Collect all lines from the listing that include the string "components".

═══ AVAILABLE DATA

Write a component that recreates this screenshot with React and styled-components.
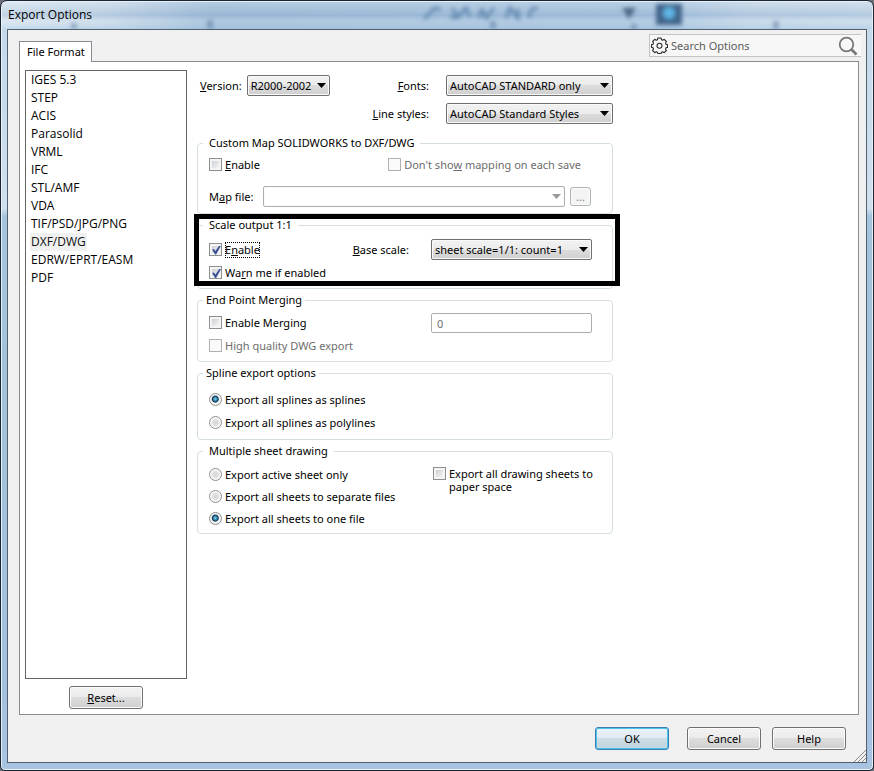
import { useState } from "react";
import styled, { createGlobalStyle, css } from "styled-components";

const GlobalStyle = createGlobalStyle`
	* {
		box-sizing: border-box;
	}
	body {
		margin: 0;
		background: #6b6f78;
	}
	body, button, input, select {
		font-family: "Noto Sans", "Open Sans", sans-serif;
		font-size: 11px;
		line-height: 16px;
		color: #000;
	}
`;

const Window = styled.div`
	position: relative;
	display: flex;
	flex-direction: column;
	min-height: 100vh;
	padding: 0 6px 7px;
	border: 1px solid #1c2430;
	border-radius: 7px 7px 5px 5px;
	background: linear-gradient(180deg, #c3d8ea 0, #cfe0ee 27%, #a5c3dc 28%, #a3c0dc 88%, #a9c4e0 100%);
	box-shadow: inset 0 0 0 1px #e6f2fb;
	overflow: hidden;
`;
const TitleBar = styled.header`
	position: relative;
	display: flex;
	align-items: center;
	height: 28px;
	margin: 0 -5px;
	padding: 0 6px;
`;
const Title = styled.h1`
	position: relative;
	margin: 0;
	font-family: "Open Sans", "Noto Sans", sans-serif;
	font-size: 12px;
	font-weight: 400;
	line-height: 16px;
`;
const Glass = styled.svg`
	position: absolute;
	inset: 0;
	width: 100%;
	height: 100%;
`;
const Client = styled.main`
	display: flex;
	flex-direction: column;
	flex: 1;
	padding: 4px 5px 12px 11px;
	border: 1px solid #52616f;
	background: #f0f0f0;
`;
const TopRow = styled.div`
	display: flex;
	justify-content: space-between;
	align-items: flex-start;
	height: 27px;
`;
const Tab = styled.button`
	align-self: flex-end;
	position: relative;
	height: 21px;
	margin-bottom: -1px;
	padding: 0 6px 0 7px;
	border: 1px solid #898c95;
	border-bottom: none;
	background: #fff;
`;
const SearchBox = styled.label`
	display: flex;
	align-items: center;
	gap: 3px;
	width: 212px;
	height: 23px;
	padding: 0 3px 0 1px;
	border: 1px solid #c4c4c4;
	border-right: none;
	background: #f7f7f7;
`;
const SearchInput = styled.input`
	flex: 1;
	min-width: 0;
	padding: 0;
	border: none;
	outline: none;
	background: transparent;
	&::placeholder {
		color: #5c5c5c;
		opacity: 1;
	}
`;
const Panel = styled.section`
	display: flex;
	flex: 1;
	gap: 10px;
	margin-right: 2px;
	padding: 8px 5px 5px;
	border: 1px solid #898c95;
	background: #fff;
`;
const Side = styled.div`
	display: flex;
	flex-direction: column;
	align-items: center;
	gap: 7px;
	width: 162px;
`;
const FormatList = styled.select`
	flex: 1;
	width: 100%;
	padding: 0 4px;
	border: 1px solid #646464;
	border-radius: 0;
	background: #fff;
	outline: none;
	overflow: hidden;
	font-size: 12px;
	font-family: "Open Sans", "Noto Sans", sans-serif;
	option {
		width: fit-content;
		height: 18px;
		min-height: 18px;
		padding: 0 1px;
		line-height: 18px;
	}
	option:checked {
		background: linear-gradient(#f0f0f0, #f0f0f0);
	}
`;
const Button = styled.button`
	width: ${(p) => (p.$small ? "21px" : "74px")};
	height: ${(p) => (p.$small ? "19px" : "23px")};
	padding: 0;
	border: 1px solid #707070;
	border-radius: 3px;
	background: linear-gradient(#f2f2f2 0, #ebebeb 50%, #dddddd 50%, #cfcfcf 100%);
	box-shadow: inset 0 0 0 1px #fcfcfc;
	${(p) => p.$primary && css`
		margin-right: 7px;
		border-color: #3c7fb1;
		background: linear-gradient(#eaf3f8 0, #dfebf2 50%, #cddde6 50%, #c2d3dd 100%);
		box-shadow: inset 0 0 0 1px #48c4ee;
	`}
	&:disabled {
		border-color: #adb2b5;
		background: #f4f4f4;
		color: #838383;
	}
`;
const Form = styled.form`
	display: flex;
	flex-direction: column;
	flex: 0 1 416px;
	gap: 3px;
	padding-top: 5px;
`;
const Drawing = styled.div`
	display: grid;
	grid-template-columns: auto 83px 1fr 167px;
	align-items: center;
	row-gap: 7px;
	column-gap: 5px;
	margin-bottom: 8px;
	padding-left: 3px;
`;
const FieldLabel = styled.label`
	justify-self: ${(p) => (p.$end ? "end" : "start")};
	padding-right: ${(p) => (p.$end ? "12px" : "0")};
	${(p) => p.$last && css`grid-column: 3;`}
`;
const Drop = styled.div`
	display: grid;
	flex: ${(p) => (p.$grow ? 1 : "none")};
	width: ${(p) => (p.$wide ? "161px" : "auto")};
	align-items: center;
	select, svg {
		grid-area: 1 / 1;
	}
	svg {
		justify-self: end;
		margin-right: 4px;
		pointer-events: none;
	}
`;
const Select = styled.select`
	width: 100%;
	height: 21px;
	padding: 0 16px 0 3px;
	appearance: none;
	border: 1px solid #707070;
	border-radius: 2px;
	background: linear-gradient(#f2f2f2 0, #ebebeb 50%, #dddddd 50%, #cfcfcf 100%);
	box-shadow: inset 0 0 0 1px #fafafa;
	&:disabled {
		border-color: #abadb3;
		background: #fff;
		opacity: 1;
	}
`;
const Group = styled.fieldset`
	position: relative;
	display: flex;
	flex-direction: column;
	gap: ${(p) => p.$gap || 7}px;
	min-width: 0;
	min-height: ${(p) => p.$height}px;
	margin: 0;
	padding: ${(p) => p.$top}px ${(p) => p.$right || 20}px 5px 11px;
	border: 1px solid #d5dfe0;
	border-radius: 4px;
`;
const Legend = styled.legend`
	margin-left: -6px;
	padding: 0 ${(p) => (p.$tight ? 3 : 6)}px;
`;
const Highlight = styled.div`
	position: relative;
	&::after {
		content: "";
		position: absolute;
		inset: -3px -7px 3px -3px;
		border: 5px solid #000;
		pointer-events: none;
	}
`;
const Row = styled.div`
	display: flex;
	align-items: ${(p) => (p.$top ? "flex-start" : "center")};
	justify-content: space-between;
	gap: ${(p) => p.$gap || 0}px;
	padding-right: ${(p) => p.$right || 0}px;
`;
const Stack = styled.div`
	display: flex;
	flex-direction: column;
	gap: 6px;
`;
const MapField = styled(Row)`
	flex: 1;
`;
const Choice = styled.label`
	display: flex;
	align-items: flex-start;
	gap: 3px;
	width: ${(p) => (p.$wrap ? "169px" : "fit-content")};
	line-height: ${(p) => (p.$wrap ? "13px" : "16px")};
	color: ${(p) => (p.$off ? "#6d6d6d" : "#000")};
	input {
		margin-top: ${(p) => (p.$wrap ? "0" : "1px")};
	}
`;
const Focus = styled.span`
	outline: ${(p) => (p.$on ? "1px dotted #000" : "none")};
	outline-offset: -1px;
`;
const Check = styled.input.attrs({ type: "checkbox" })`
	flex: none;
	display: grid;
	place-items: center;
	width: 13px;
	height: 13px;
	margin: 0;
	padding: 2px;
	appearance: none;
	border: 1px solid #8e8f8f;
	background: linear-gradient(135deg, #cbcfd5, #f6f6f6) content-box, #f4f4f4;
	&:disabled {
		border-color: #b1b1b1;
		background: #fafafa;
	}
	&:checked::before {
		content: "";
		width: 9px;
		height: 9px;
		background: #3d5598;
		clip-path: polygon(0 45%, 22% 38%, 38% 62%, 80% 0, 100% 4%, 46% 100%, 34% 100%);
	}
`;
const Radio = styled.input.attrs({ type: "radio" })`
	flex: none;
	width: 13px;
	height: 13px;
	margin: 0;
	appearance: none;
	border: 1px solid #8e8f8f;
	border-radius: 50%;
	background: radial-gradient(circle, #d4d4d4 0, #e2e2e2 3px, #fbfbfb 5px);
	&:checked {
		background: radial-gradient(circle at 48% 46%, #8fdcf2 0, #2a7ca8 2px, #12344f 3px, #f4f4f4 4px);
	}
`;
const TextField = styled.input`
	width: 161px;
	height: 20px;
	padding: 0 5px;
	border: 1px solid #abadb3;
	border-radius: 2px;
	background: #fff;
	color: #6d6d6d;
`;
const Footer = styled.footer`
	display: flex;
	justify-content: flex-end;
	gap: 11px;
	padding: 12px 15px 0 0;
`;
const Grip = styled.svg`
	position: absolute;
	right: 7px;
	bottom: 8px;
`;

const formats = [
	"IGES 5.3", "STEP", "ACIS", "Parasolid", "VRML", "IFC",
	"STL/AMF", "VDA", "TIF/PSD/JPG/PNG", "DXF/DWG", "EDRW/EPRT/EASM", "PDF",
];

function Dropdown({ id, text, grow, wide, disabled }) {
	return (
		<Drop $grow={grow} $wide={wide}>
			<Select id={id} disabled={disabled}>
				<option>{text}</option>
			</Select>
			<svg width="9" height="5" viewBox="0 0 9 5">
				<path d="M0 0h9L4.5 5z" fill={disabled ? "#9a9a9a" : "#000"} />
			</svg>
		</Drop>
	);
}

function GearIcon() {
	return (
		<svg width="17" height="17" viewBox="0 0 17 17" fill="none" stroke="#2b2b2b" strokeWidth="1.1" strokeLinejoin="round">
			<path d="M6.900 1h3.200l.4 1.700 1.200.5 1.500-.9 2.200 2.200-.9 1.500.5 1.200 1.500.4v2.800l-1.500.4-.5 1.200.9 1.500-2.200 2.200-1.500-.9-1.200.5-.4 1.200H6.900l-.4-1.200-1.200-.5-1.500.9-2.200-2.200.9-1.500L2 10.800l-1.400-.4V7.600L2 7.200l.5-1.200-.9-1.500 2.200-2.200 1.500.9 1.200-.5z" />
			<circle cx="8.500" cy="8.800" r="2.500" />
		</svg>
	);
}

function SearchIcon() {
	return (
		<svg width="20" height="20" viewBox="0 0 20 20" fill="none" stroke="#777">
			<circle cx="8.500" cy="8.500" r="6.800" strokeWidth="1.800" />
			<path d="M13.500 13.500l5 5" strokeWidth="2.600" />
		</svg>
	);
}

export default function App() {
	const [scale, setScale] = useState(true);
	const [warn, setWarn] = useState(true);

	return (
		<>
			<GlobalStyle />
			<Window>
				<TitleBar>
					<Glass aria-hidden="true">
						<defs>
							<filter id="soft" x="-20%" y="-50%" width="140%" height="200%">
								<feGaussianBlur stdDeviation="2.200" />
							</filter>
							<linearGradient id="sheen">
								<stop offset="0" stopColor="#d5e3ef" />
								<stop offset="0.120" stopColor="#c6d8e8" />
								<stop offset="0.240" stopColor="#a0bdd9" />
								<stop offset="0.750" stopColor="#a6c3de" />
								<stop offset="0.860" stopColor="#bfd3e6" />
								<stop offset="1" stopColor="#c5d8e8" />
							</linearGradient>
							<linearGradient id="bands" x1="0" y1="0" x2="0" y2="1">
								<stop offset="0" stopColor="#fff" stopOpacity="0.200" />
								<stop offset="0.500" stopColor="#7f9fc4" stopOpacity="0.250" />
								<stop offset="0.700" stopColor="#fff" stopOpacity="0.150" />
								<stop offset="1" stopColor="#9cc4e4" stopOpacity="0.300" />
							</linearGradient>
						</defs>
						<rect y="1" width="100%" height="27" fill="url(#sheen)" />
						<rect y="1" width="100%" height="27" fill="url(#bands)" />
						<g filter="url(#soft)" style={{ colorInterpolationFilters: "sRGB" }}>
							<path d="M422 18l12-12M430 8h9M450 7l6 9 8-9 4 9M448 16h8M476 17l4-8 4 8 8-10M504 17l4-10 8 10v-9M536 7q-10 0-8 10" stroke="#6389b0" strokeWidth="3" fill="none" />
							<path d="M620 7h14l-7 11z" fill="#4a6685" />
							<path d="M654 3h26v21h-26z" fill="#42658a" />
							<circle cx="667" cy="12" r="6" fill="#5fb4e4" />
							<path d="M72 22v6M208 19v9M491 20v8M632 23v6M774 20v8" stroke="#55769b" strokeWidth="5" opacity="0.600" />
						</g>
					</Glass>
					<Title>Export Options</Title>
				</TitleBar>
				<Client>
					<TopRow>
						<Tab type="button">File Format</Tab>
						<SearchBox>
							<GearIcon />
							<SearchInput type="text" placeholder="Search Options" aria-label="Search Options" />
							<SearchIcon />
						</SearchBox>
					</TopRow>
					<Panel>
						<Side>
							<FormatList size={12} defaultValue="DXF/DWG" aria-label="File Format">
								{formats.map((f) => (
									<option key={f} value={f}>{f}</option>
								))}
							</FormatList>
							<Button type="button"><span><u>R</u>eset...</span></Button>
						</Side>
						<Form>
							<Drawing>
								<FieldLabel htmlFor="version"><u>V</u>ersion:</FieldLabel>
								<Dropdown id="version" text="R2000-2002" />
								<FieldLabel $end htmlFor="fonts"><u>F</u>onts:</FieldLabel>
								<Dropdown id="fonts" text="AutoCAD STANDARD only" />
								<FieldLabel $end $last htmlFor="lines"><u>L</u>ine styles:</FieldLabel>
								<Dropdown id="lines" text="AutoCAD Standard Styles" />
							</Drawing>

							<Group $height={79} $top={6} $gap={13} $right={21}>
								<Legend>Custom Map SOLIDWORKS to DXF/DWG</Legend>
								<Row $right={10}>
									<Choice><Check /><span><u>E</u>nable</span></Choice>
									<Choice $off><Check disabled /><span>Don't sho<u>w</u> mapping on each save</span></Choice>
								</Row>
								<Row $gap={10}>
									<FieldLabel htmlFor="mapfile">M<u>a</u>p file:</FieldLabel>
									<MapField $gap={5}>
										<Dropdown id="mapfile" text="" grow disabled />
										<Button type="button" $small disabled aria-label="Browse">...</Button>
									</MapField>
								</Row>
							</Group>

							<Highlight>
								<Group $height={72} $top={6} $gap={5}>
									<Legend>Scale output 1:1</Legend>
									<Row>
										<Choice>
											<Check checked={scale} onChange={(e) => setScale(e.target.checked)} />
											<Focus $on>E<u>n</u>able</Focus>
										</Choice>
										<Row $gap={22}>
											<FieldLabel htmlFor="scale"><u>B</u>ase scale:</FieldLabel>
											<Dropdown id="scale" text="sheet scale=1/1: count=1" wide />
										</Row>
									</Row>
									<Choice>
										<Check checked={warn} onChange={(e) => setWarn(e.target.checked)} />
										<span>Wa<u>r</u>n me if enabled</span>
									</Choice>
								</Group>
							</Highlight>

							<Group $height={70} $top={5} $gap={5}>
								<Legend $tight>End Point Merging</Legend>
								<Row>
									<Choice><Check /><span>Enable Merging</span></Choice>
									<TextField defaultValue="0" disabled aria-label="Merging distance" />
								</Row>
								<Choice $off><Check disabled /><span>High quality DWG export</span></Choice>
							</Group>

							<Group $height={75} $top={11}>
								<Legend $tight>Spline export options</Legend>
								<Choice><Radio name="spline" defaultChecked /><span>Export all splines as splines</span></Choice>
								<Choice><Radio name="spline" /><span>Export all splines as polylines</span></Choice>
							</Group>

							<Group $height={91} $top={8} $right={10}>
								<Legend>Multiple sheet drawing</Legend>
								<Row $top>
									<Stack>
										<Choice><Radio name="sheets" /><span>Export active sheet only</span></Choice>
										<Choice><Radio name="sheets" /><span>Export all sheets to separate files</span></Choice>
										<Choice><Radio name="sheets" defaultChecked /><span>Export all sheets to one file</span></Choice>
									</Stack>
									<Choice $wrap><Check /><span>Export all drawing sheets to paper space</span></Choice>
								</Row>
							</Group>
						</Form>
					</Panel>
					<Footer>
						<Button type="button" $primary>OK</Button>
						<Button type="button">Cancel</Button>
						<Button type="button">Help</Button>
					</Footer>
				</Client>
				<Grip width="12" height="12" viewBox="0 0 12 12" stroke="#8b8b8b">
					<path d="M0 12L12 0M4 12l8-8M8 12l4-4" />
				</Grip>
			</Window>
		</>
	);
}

══════

■ **RIGHT ANSWER**:
Write a component that recreates this screenshot with React and styled-components.
import styled, { createGlobalStyle, css } from "styled-components";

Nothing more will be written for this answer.